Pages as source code
────────────────────────────────────────

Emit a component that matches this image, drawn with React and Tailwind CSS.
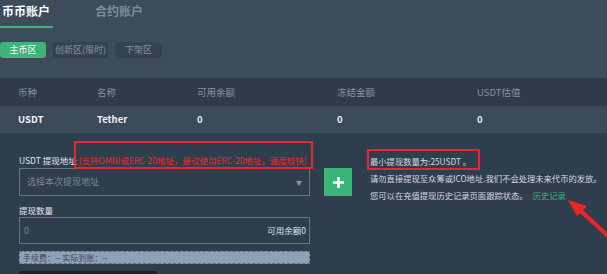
import React from 'react';

const cols = ['w-[79px]', 'w-[100px]', 'w-[140px]', 'w-[140px]', 'flex-1'];

export default function App() {
    const head = ['币种', '名称', '可用余额', '冻结金额', 'USDT估值'];
    const row = ['USDT', 'Tether', '0', '0', '0'];

    return (
        <div
            className="relative w-[607px] h-[274px] overflow-hidden bg-[#2f3e4c] whitespace-nowrap"
            style={{ fontFamily: '"Noto Sans CJK SC", "Noto Sans", sans-serif' }}
        >
            {/* account tabs + zones */}
            <div className="h-[78px] bg-[#3c4c5b]">
                <div className="flex items-start h-[28px]">
                    <div className="w-[53px] h-[28px] border-b-2 border-[#3fb37a]">
                        <span className="block pl-[2px] pt-[3px] text-[12px] leading-[16px] font-bold text-white">币币账户</span>
                    </div>
                    <span className="ml-[42px] pt-[3px] text-[12px] leading-[16px] font-bold text-[#7f8c98]">合约账户</span>
                </div>
                <div className="flex gap-[7px] mt-[14px]">
                    <div className="w-[46px] h-[16px] rounded-[3px] bg-[#3fb37a] text-white text-[9px] leading-[16px] text-center">主币区</div>
                    <div className="w-[55px] h-[16px] rounded-[3px] bg-[#34434f] text-[#8894a0] text-[9px] leading-[16px] text-center">创新区(限时)</div>
                    <div className="w-[47px] h-[16px] rounded-[3px] bg-[#34434f] text-[#8894a0] text-[9px] leading-[16px] text-center">下架区</div>
                </div>
            </div>

            {/* table */}
            <div className="flex h-[28px] items-center bg-[#2e3c49] pl-[18px] text-[9.5px] text-[#8592a0]">
                {head.map((h, i) => (
                    <div key={i} className={cols[i]}>{h}</div>
                ))}
            </div>
            <div className="flex h-[27px] items-center bg-[#3a4a58] pl-[18px] text-[9.5px] font-semibold text-[#eef2f6]">
                {row.map((c, i) => (
                    <div key={i} className={cols[i]}>{c}</div>
                ))}
            </div>

            {/* withdraw form */}
            <div className="flex items-start pl-[19px]">
                <div className="w-[291px]">
                    <div className="mt-[21px] text-[8.5px] leading-[12px] text-[#e3e8ed]">
                        USDT 提现地址
                        <span className="ml-[2px] text-[#f0262b]">(支持OMNI或ERC-20地址，建议使用ERC-20地址，速度较快)</span>
                    </div>
                    <div className="mt-[2px] flex h-[28px] items-center justify-between border border-[#67737f] px-[7px]">
                        <span className="text-[9px] text-[#7b8793]">选择本次提现地址</span>
                        <span className="text-[6px] text-[#8a96a3]">▼</span>
                    </div>
                    <div className="mt-[8px] text-[8.5px] leading-[12px] text-[#e3e8ed]">提现数量</div>
                    <div className="mt-[1px] flex h-[27px] items-center justify-between border border-[#67737f] pl-[4px] pr-[3px]">
                        <span className="text-[9px] text-[#7b8793]">0</span>
                        <span className="text-[8.5px] text-[#dfe4ea]">可用余额0</span>
                    </div>
                    <div className="mt-[7px] h-[13px] border border-dashed border-[#5b6d80] bg-[#8ea2b7] pl-[3px] text-[8px] leading-[11px] text-[#3b4757]">
                        手续费：-- 实际到账：--
                    </div>
                    <div className="mt-[7px] h-[6px] w-[138px] bg-[#1c232b]" />
                </div>

                <div className="ml-[14px] mt-[35px] flex h-[28px] w-[28px] items-center justify-center bg-[#3bb478]">
                    <svg width="13" height="13" viewBox="0 0 13 13">
                        <path d="M6.5 1v11M1 6.5h11" stroke="#fff" strokeWidth="2.6" />
                    </svg>
                </div>

                <div className="ml-[18px] mt-[20px] text-[8.3px] leading-[17px] text-[#d5dbe1]">
                    <div>最小提现数量为:25USDT 。</div>
                    <div>请勿直接提现至众筹或ICO地址.我们不会处理未来代币的发放。</div>
                    <div>
                        您可以在充值提现历史记录页面跟踪状态。
                        <span className="ml-[5px] text-[#3fb37a]">历史记录</span>
                    </div>
                </div>
            </div>

            {/* annotations */}
            <div className="absolute left-[74px] top-[141px] w-[239px] h-[28px] border-2 border-[#e8262b]" />
            <div className="absolute left-[367px] top-[149px] w-[113px] h-[21px] border-2 border-[#e8262b]" />
            <svg className="absolute left-0 top-0" width="607" height="274" viewBox="0 0 607 274">
                <path d="M610 238 L580 210" stroke="#ee2424" strokeWidth="4" />
                <path d="M568 200 L587 206 L577 216 Z" fill="#ee2424" />
            </svg>
        </div>
    );
}
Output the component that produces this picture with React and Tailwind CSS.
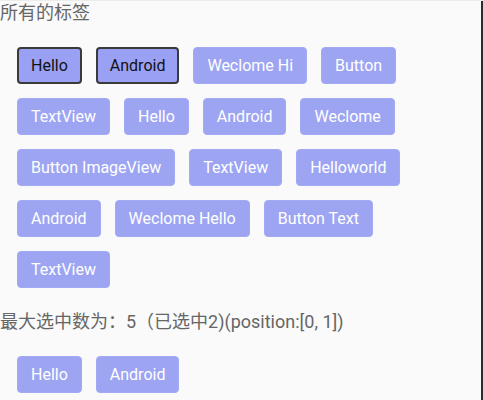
import React from "react";

const allTags = [
  "Hello", "Android", "Weclome Hi", "Button", "TextView", "Hello", "Android",
  "Weclome", "Button ImageView", "TextView", "Helloworld", "Android",
  "Weclome Hello", "Button Text", "TextView",
];

const Tag = ({ text, selected }) => (
  <div
    className={
      "m-[7px] h-[37px] flex items-center rounded-[4px] text-[16px] leading-none " +
      (selected
        ? "px-[12px] border-2 border-[#3a3a3a] bg-[#9aa1f4] text-[#111]"
        : "px-[13px] border border-[#a3aaf4] bg-[#9da5f3] text-white")
    }
  >
    {text}
  </div>
);

export default function App() {
  return (
    <div
      className="flex h-[400px] w-full bg-[#fafafa] border-t border-[#ececec]"
      style={{ fontFamily: "Roboto, 'Noto Sans CJK SC', sans-serif" }}
    >
      <div className="flex-1 flex flex-col -mt-px">
        <div className="text-[18px] leading-[26px] text-[#666666]">所有的标签</div>
        <div className="flex flex-wrap pt-[14px] pb-[14px] pl-[10px] pr-[10px]">
          {allTags.map((t, i) => (
            <Tag key={i} text={t} selected={i < 2} />
          ))}
        </div>
        <div className="text-[18px] leading-[26px] text-[#666666]">
          最大选中数为：5（已选中2)(position:[0, 1])
        </div>
        <div className="flex flex-wrap pt-[14px] pl-[10px]">
          <Tag text="Hello" />
          <Tag text="Android" />
        </div>
      </div>
      <div className="w-[2px] bg-[#2b2b2b]" />
    </div>
  );
}
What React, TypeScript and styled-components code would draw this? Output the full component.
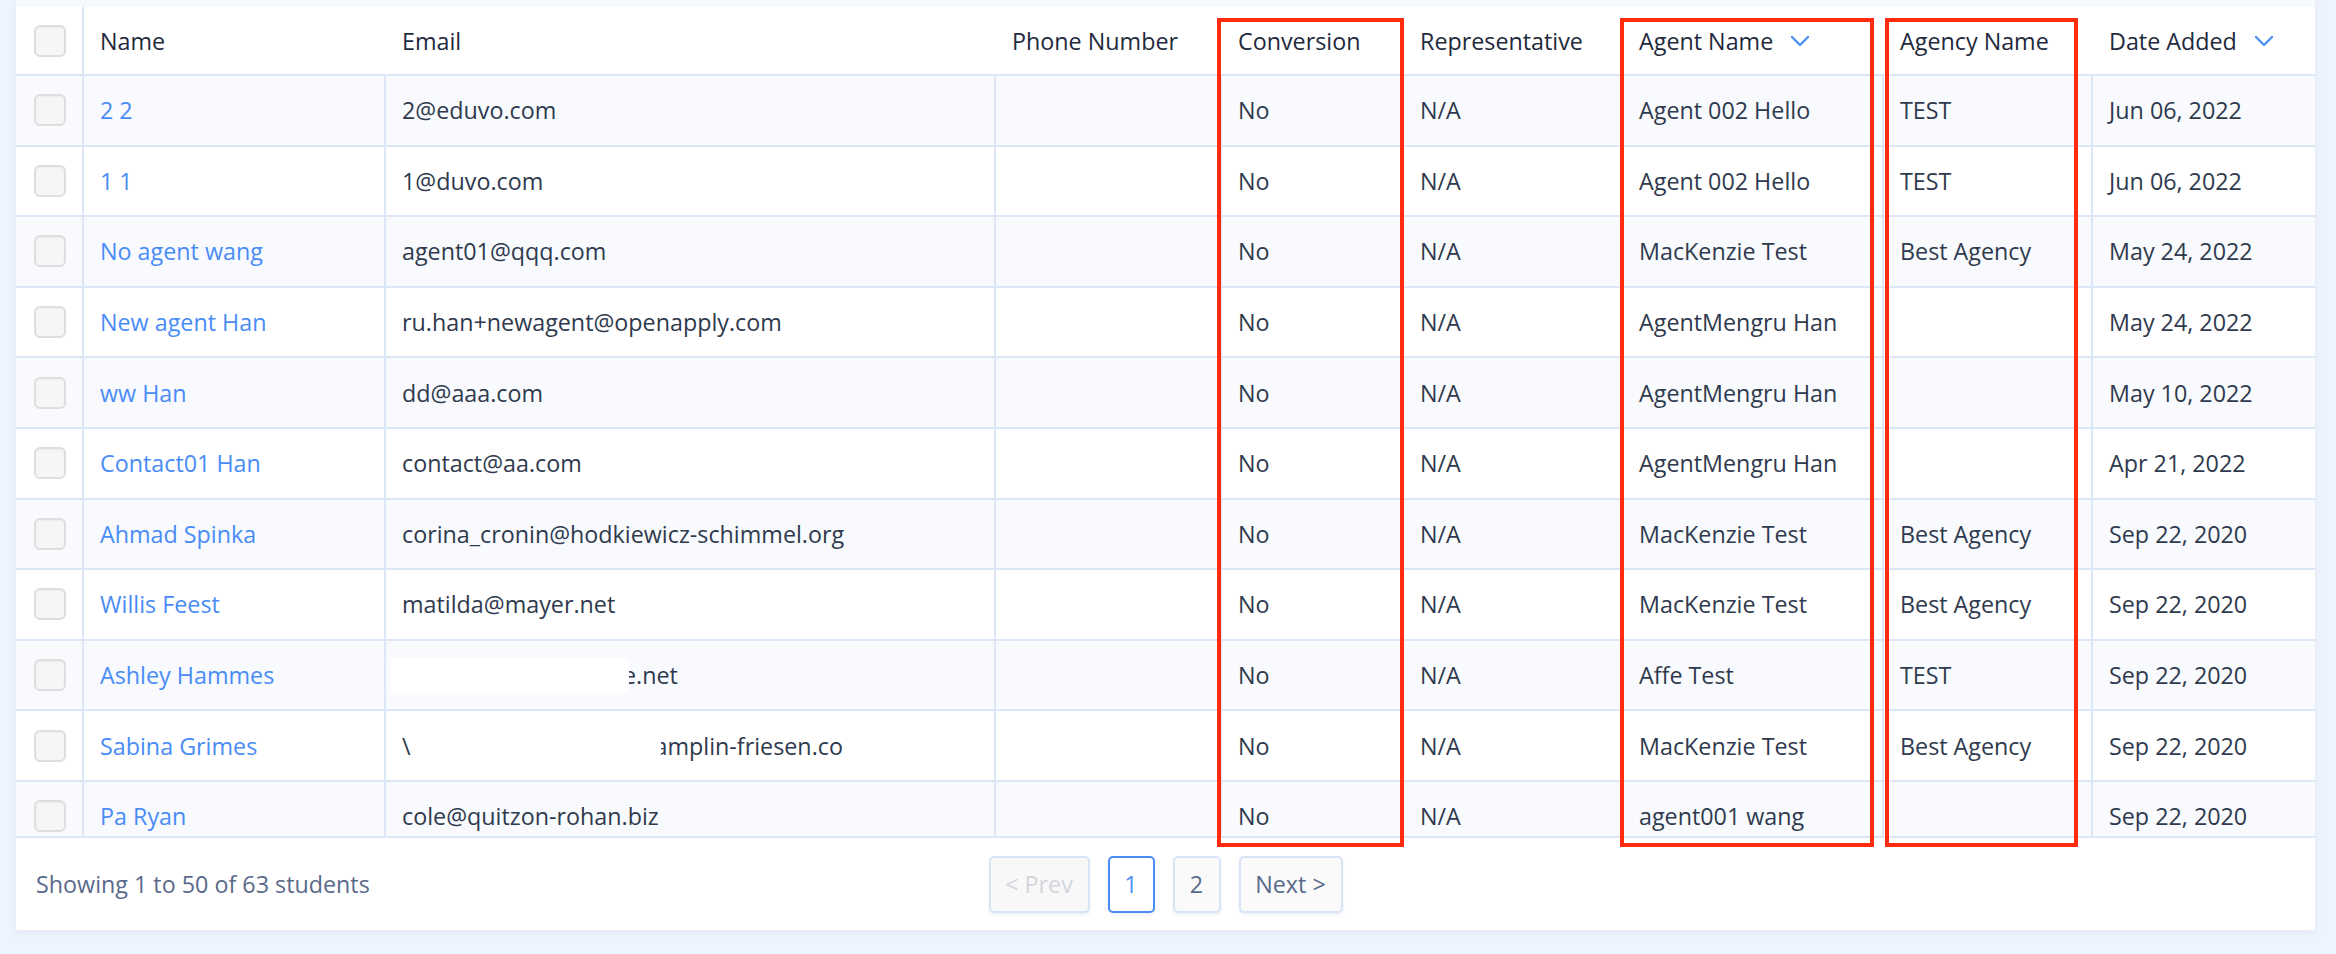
import React from 'react'
import styled, { createGlobalStyle } from 'styled-components'

const COLS = '66px 302px 610px 226px 182px 219px 261px 209px 224px'

type Row = {
  name: string
  email: React.ReactNode
  agent: string
  agency: string
  date: string
}

const GlobalStyle = createGlobalStyle`
  html, body {
    margin: 0;
    padding: 0;
    background: #eef4fd;
    font-family: "Open Sans", "Noto Sans", sans-serif;
  }
`

const Page = styled.div`
  min-height: 954px;
  box-sizing: border-box;
  padding: 0 21px 24px 16px;
  background: #eef4fd;
`

const Card = styled.div`
  position: relative;
  background: #fff;
  box-shadow: 0 2px 8px rgba(40, 70, 130, 0.07);
`

const TopBand = styled.div`
  height: 7px;
  background: #f6f9fe;
`

const ScrollArea = styled.div`
  height: 829px;
  overflow: hidden;
  border-bottom: 2px solid #dbe7f6;
`

const HeadRow = styled.div`
  display: grid;
  grid-template-columns: ${COLS};
  height: 69px;
  box-sizing: border-box;
  border-bottom: 2px solid #dbe7f6;
  background: #fff;
`

const BodyRow = styled.div<{ $alt: boolean }>`
  display: grid;
  grid-template-columns: ${COLS};
  height: 70.6px;
  box-sizing: border-box;
  border-bottom: 2px solid #dbe7f6;
  background: ${p => (p.$alt ? '#f8fafe' : '#fff')};
`

const HeadCell = styled.div<{ $line?: boolean }>`
  display: flex;
  align-items: center;
  box-sizing: border-box;
  padding-left: ${p => (p.$line ? '16px' : '18px')};
  border-left: ${p => (p.$line ? '2px solid #dbe7f6' : 'none')};
  font-size: 23.3px;
  color: #1f2a3d;
  white-space: nowrap;
`

const Cell = styled.div<{ $first?: boolean }>`
  display: flex;
  align-items: center;
  box-sizing: border-box;
  padding-left: 16px;
  border-left: ${p => (p.$first ? 'none' : '2px solid #dbe7f6')};
  font-size: 23.3px;
  color: #2f3a4e;
  white-space: nowrap;
  overflow: hidden;
`

const BoxCell = styled.div`
  display: flex;
  align-items: center;
  justify-content: center;
  padding-left: 2px;
`

const Check = styled.span`
  display: block;
  width: 32px;
  height: 32px;
  box-sizing: border-box;
  border: 2px solid #dedede;
  border-radius: 6px;
  background: #f6f6f6;
  box-shadow: inset 0 1px 2px rgba(0, 0, 0, 0.04);
`

const NameLink = styled.a`
  color: #4a8cf6;
  text-decoration: none;
`

const Redacted = styled.span<{ $w: number; $shift?: number }>`
  position: relative;
  z-index: 1;
  display: inline-block;
  width: ${p => p.$w}px;
  height: 35px;
  margin-left: ${p => p.$shift ?? 0}px;
  margin-right: -6px;
  background: #fff;
`

const Chevron = styled.svg`
  margin-left: 17px;
  width: 20px;
  height: 12px;
`

const Footer = styled.div`
  display: grid;
  grid-template-columns: 1fr auto 1fr;
  align-items: center;
  height: 92px;
`

const Summary = styled.div`
  padding-left: 20px;
  font-size: 23.3px;
  color: #5a6a8a;
`

const Pager = styled.div`
  display: flex;
  gap: 18px;
`

const PageBtn = styled.button<{ $active?: boolean; $w: number }>`
  width: ${p => p.$w}px;
  height: 57px;
  box-sizing: border-box;
  border: 2px solid ${p => (p.$active ? '#4a8cf6' : '#d8e5f6')};
  border-radius: 5px;
  background: ${p => (p.$active ? '#fff' : '#fafafa')};
  box-shadow: 0 2px 3px rgba(40, 70, 130, 0.08);
  font-family: inherit;
  font-size: 23.3px;
  color: ${p => (p.$active ? '#4a8cf6' : '#5a6a8a')};
  padding: 0;
  &:disabled {
    color: #d2d6dc;
    background: #f8f8f8;
  }
`

const Mark = styled.div<{ $x: number; $w: number }>`
  position: absolute;
  top: 18px;
  left: ${p => p.$x}px;
  width: ${p => p.$w}px;
  height: 829px;
  box-sizing: border-box;
  border: 4px solid #fe2b0e;
  pointer-events: none;
`

const Down = () => (
  <Chevron viewBox="0 0 20 12">
    <polyline points="2,2 10,10 18,2" fill="none" stroke="#4f8ff7" strokeWidth="2.4" strokeLinecap="round" strokeLinejoin="round" />
  </Chevron>
)

const rows: Row[] = [
  { name: '2 2', email: '2@eduvo.com', agent: 'Agent 002 Hello', agency: 'TEST', date: 'Jun 06, 2022' },
  { name: '1 1', email: '1@duvo.com', agent: 'Agent 002 Hello', agency: 'TEST', date: 'Jun 06, 2022' },
  { name: 'No agent wang', email: 'agent01@qqq.com', agent: 'MacKenzie Test', agency: 'Best Agency', date: 'May 24, 2022' },
  { name: 'New agent Han', email: 'ru.han+newagent@openapply.com', agent: 'AgentMengru Han', agency: '', date: 'May 24, 2022' },
  { name: 'ww Han', email: 'dd@aaa.com', agent: 'AgentMengru Han', agency: '', date: 'May 10, 2022' },
  { name: 'Contact01 Han', email: 'contact@aa.com', agent: 'AgentMengru Han', agency: '', date: 'Apr 21, 2022' },
  { name: 'Ahmad Spinka', email: 'corina_cronin@hodkiewicz-schimmel.org', agent: 'MacKenzie Test', agency: 'Best Agency', date: 'Sep 22, 2020' },
  { name: 'Willis Feest', email: 'matilda@mayer.net', agent: 'MacKenzie Test', agency: 'Best Agency', date: 'Sep 22, 2020' },
  {
    name: 'Ashley Hammes',
    email: (<><Redacted $w={238} $shift={-11} />e.net</>),
    agent: 'Affe Test', agency: 'TEST', date: 'Sep 22, 2020',
  },
  {
    name: 'Sabina Grimes',
    email: (<>\<Redacted $w={250} />amplin-friesen.co</>),
    agent: 'MacKenzie Test', agency: 'Best Agency', date: 'Sep 22, 2020',
  },
  { name: 'Pa Ryan', email: 'cole@quitzon-rohan.biz', agent: 'agent001 wang', agency: '', date: 'Sep 22, 2020' },
]

const App = () => {
  return (
    <>
      <GlobalStyle />
      <Page>
        <Card>
          <TopBand />
          <ScrollArea>
            <HeadRow>
              <BoxCell><Check /></BoxCell>
              <HeadCell $line>Name</HeadCell>
              <HeadCell>Email</HeadCell>
              <HeadCell>Phone Number</HeadCell>
              <HeadCell>Conversion</HeadCell>
              <HeadCell>Representative</HeadCell>
              <HeadCell>Agent Name<Down /></HeadCell>
              <HeadCell>Agency Name</HeadCell>
              <HeadCell>Date Added<Down /></HeadCell>
            </HeadRow>
            {rows.map((r, i) => (
              <BodyRow key={i} $alt={i % 2 === 0}>
                <BoxCell><Check /></BoxCell>
                <Cell><NameLink href="#">{r.name}</NameLink></Cell>
                <Cell>{r.email}</Cell>
                <Cell />
                <Cell>No</Cell>
                <Cell>N/A</Cell>
                <Cell>{r.agent}</Cell>
                <Cell>{r.agency}</Cell>
                <Cell>{r.date}</Cell>
              </BodyRow>
            ))}
          </ScrollArea>
          <Footer>
            <Summary>Showing 1 to 50 of 63 students</Summary>
            <Pager>
              <PageBtn $w={101} disabled>&lt; Prev</PageBtn>
              <PageBtn $w={47} $active>1</PageBtn>
              <PageBtn $w={48}>2</PageBtn>
              <PageBtn $w={104}>Next &gt;</PageBtn>
            </Pager>
            <div />
          </Footer>
          <Mark $x={1201} $w={187} />
          <Mark $x={1604} $w={254} />
          <Mark $x={1869} $w={193} />
        </Card>
      </Page>
    </>
  )
}

export default App
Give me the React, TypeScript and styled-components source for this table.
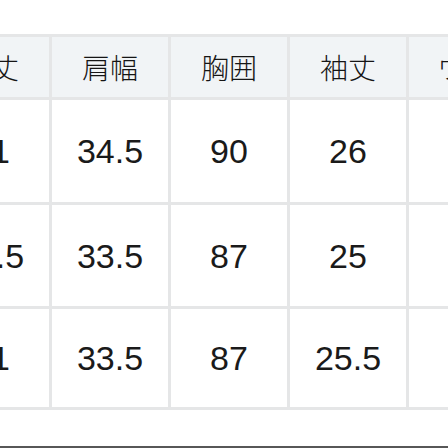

────────────────────────────────────────

(Task to complete) In the listing above, find the line containing "What React, TypeScript" and the line containing "const COLS = '66px", then output those two lines and everything between them exactly as written, without the images.

(Answer to the task)
What React, TypeScript and styled-components code would draw this? Output the full component.
import React from 'react'
import styled, { createGlobalStyle } from 'styled-components'

const COLS = '66px 302px 610px 226px 182px 219px 261px 209px 224px'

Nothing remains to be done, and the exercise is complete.